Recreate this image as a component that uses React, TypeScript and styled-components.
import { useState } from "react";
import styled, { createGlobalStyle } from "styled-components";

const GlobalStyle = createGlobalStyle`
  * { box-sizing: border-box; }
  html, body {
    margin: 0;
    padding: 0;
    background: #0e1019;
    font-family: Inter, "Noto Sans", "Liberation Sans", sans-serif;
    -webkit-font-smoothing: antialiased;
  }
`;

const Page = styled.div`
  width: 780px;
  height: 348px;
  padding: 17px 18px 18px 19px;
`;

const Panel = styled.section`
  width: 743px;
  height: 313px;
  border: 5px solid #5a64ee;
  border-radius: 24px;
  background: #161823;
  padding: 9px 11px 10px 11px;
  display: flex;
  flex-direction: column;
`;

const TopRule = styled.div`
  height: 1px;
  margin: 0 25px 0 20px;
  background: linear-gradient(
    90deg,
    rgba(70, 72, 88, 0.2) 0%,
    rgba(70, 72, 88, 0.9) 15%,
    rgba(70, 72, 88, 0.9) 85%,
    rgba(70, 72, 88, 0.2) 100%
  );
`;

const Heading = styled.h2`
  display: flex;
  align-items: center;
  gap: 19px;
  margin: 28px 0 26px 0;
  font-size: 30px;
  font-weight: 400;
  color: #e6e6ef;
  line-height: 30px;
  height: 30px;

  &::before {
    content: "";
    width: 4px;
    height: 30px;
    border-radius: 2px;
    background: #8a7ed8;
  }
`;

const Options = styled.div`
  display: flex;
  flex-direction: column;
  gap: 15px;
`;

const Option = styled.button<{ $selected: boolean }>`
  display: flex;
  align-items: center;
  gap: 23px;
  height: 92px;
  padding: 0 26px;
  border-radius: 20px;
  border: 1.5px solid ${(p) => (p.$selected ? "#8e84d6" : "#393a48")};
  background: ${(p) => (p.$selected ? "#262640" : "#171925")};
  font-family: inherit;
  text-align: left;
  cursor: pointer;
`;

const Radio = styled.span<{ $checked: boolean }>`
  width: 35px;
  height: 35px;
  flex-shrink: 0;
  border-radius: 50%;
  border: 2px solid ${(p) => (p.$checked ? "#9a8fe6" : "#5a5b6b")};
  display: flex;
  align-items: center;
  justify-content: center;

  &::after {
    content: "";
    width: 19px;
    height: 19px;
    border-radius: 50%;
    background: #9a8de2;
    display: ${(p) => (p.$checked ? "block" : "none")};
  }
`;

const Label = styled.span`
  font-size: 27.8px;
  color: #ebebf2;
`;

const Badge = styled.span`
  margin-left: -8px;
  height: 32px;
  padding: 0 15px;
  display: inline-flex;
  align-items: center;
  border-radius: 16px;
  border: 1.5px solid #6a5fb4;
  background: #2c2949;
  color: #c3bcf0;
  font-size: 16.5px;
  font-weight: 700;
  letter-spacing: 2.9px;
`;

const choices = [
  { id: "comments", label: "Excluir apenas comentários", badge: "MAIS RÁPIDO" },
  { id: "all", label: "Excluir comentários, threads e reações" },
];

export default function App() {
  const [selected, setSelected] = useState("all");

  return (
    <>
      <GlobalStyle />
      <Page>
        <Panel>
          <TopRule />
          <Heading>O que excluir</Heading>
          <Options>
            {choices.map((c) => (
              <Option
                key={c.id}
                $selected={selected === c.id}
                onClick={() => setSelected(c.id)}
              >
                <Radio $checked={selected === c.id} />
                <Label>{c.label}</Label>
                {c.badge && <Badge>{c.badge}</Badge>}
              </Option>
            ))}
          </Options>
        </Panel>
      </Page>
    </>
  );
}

────────────────

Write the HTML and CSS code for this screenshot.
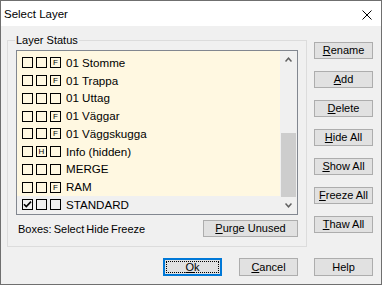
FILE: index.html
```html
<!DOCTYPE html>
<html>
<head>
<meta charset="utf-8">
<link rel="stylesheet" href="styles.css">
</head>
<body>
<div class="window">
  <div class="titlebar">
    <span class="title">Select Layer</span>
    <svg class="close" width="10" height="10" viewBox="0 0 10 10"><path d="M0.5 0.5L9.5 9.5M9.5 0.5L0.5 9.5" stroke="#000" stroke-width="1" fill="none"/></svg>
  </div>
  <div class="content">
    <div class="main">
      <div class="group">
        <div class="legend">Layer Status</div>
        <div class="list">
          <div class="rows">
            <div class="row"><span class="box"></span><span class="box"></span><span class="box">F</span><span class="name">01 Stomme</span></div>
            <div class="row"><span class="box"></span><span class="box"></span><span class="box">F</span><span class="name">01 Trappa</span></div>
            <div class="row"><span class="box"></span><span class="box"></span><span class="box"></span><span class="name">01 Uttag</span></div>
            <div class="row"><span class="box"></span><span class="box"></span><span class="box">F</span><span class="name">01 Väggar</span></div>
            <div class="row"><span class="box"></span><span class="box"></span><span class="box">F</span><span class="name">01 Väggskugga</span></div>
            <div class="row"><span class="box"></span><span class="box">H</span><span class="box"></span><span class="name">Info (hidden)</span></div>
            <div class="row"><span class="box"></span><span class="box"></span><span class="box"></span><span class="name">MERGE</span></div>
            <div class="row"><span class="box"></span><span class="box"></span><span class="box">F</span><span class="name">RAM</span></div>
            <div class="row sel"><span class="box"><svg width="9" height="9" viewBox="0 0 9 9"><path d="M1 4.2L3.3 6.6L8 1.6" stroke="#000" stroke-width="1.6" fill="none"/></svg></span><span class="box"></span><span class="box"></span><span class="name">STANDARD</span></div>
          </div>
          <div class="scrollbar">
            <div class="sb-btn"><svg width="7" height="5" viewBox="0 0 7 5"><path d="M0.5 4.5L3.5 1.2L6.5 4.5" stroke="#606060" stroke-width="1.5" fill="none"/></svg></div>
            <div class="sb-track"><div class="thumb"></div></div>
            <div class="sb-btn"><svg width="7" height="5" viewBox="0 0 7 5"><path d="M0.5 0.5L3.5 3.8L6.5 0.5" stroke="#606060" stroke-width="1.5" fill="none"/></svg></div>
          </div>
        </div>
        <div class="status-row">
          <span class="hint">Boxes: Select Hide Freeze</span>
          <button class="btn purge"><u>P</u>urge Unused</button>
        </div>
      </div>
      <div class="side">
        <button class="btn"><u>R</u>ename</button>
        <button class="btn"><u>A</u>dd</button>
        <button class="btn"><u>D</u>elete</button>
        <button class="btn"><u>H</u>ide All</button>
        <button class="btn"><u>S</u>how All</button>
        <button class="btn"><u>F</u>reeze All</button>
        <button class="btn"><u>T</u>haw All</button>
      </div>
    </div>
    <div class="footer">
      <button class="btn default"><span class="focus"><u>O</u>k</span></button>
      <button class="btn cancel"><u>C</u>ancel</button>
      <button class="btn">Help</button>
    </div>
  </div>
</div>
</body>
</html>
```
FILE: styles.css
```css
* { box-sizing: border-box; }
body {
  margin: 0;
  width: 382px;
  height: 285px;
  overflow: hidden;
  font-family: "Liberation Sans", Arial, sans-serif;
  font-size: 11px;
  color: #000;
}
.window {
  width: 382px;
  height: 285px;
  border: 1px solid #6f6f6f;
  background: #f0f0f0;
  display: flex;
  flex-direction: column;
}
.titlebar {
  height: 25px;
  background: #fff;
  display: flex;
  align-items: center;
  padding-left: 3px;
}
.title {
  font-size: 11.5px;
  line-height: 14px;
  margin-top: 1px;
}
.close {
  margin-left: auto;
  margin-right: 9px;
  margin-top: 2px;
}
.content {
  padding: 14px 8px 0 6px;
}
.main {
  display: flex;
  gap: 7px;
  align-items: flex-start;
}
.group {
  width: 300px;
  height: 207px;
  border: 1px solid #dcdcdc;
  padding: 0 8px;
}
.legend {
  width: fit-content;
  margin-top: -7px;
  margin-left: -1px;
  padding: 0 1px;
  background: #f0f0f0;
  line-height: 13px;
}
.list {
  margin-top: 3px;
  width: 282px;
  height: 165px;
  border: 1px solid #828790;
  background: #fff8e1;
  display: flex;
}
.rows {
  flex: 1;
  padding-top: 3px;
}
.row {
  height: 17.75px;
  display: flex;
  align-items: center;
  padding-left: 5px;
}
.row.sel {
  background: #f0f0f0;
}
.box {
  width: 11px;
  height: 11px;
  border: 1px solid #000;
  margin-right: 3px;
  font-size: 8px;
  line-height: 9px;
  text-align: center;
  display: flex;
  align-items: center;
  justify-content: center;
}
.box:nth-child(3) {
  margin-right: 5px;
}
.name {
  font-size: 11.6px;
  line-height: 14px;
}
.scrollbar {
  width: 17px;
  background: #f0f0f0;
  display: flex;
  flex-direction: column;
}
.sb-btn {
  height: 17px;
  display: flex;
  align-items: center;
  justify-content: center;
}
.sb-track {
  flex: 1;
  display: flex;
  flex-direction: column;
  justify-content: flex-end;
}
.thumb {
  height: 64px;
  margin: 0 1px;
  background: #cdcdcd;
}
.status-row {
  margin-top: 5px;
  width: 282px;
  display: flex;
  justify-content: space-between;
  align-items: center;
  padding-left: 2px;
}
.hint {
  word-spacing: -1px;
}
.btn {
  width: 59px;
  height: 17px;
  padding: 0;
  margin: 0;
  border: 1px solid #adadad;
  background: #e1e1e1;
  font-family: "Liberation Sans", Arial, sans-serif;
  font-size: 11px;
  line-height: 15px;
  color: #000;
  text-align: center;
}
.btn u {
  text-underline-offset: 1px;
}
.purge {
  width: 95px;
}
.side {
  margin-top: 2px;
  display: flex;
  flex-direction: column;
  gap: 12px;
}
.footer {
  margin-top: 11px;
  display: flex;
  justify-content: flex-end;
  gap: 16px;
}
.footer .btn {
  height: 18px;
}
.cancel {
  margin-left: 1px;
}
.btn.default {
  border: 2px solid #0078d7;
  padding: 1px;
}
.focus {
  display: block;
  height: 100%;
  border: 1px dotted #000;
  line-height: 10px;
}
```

────────────────

Description of the task
List the lines of the material in which the word "styled" occurs.

Exercise solution
Recreate this image as a component that uses React, TypeScript and styled-components.
import styled, { createGlobalStyle } from "styled-components";
const Page = styled.div`
const Panel = styled.section`
const TopRule = styled.div`
const Heading = styled.h2`
const Options = styled.div`
const Option = styled.button<{ $selected: boolean }>`
const Radio = styled.span<{ $checked: boolean }>`
const Label = styled.span`
const Badge = styled.span`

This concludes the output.